Free-fall Frame Black Hole in Gravity's Rainbow

TL;DR

This paper explores the properties and thermodynamics of black holes in gravity's rainbow framework using a free-fall orthonormal frame, deriving metrics, temperatures, and entropy to extend previous static frame studies.

Contribution

It introduces a novel analysis of rainbow black holes from a free-fall frame perspective, including metric derivation and thermodynamic properties, expanding understanding beyond static frame models.

Findings

Derived the rainbow black hole metric in free-fall frame

Calculated Hawking temperature in the free-fall scenario

Computed thermal entropy near the horizon using the brick wall model

Abstract

Doubly special relativity (DSR) is an effective model for encoding quantum gravity in flat spacetime. To incorporate DSR into general relativity, one could use "Gravity's rainbow", where the spacetime background felt by a test particle would depend on its energy. In this scenario, one could rewrite the rainbow metric $g_{\mu\nu}\left( E\right) $ in terms of some orthonormal frame fields and use the modified equivalence principle to determine the energy dependence of $g_{\mu\nu}\left( E\right) $. Obviously, the form of $g_{\mu\nu}\left( E\right) $ depends on the choice of the orthonormal frame.
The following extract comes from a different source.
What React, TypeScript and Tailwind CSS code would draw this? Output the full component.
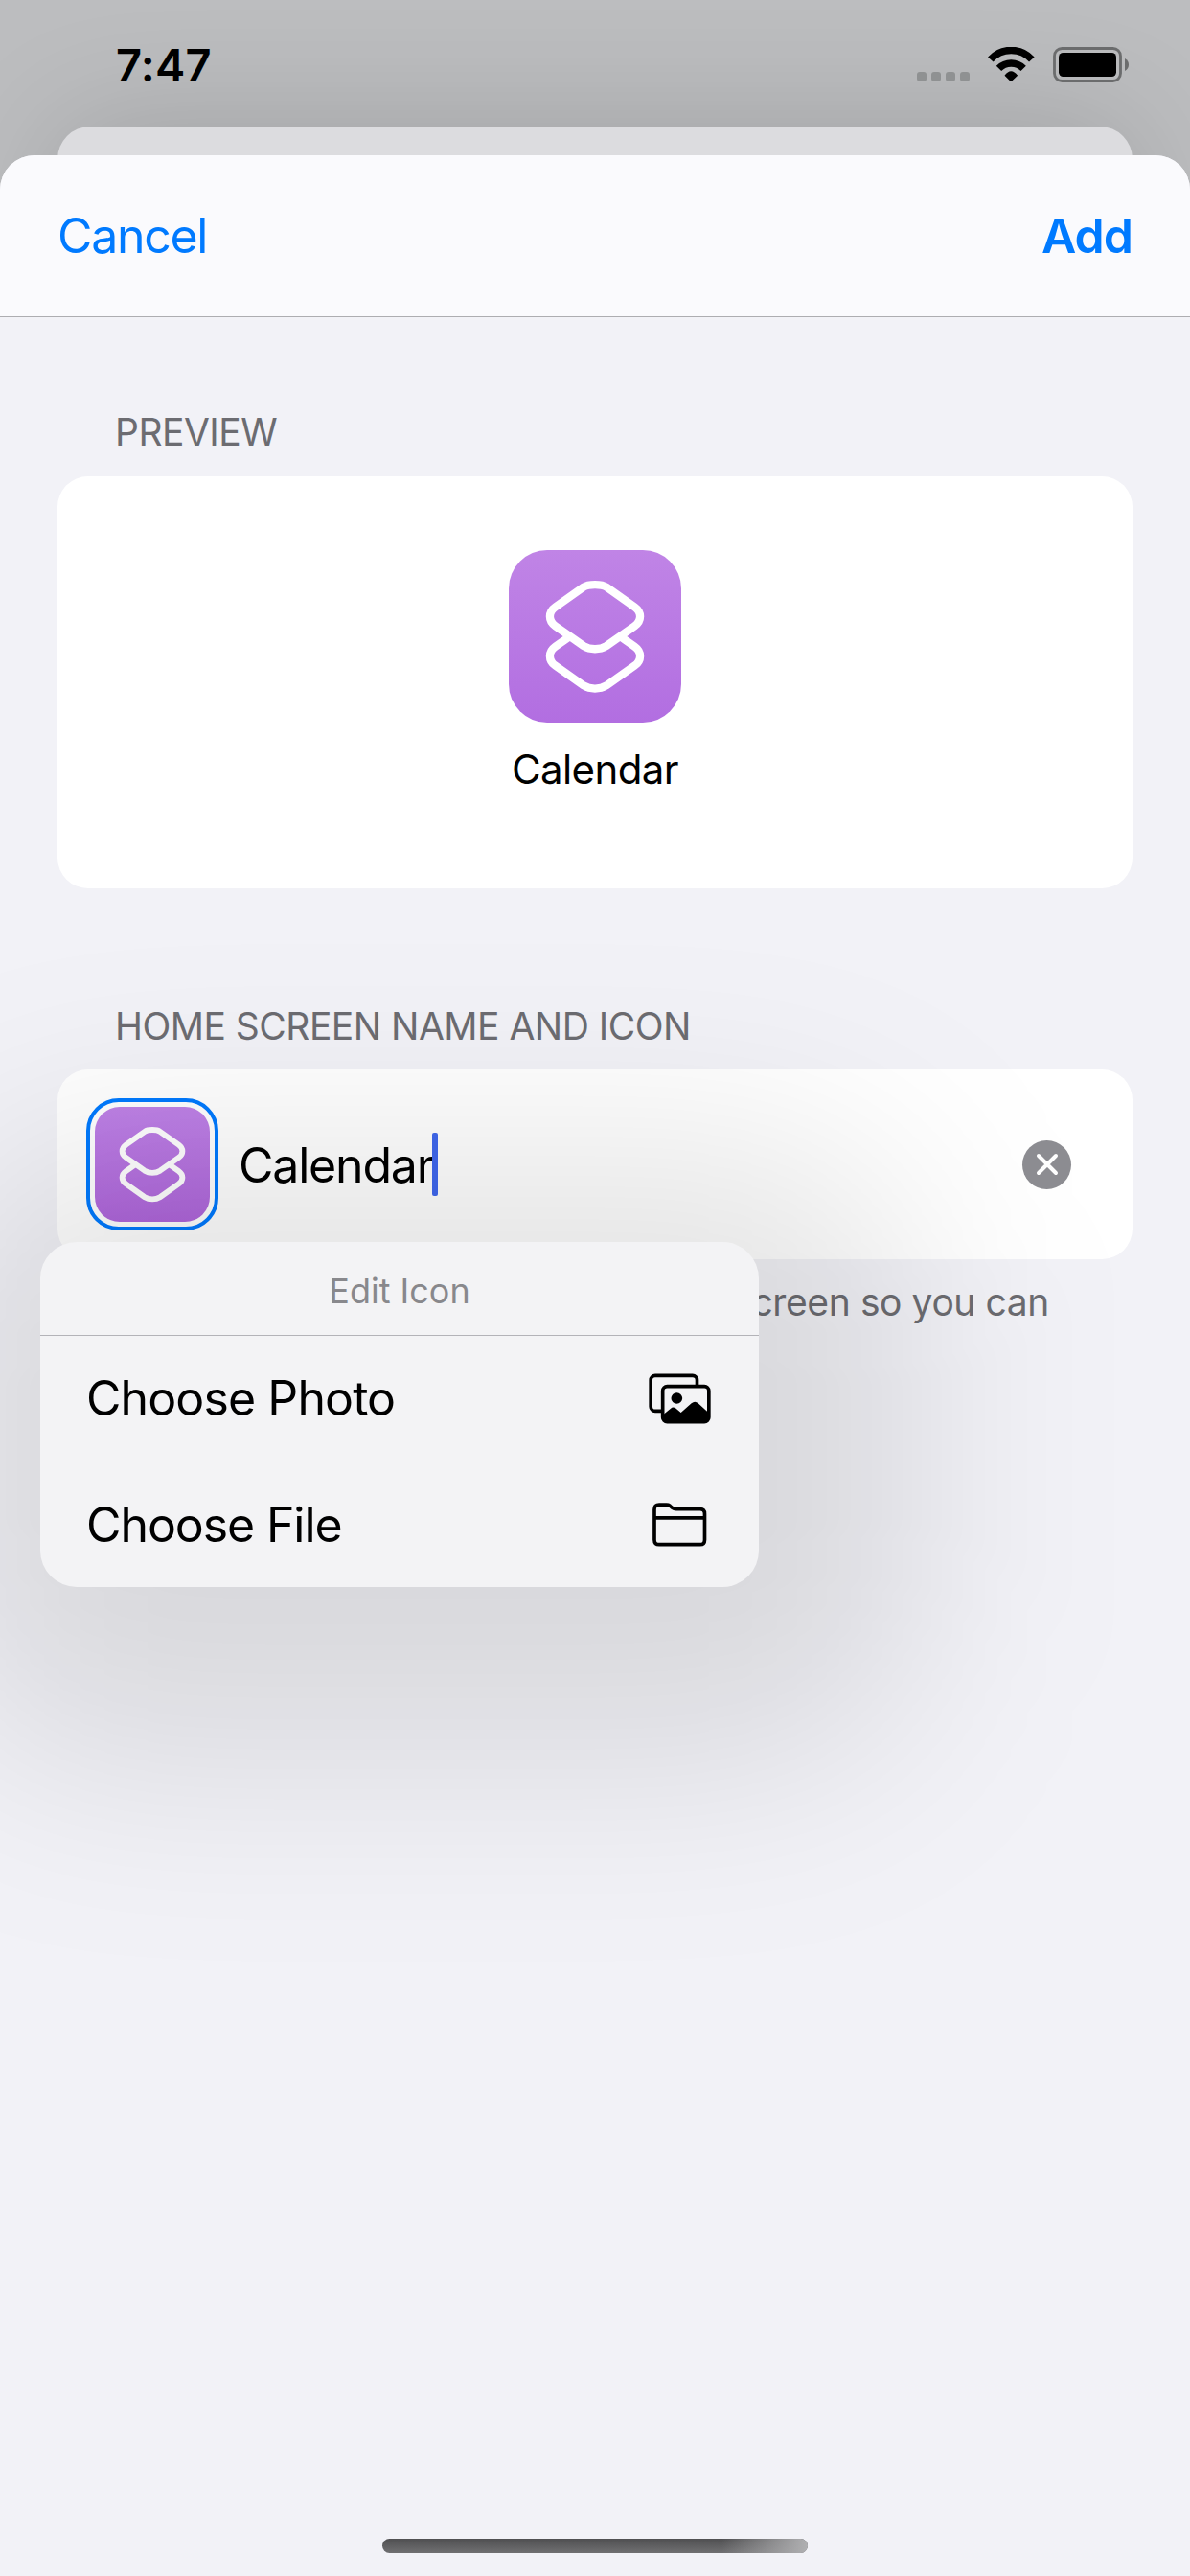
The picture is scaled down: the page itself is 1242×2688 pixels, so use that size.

For a static black hole, there are two natural orthonormal frames, the static one hovering above it and freely falling one along geodesics. The cases with the static orthonormal frame have been extensively studied by many authors. The aim of this paper is to investigate properties of rainbow black holes in the scenario with the free-fall orthonormal frame. We first derive the metric of rainbow black holes and their Hawking temperatures in this free-fall scenario. Then, the thermodynamics of a rainbow Schwarzschild black hole is studied. Finally, we use the brick wall model to compute the thermal entropy of a massless scalar field near the horizon of a Schwarzschild rainbow black hole in this free-fall scenario.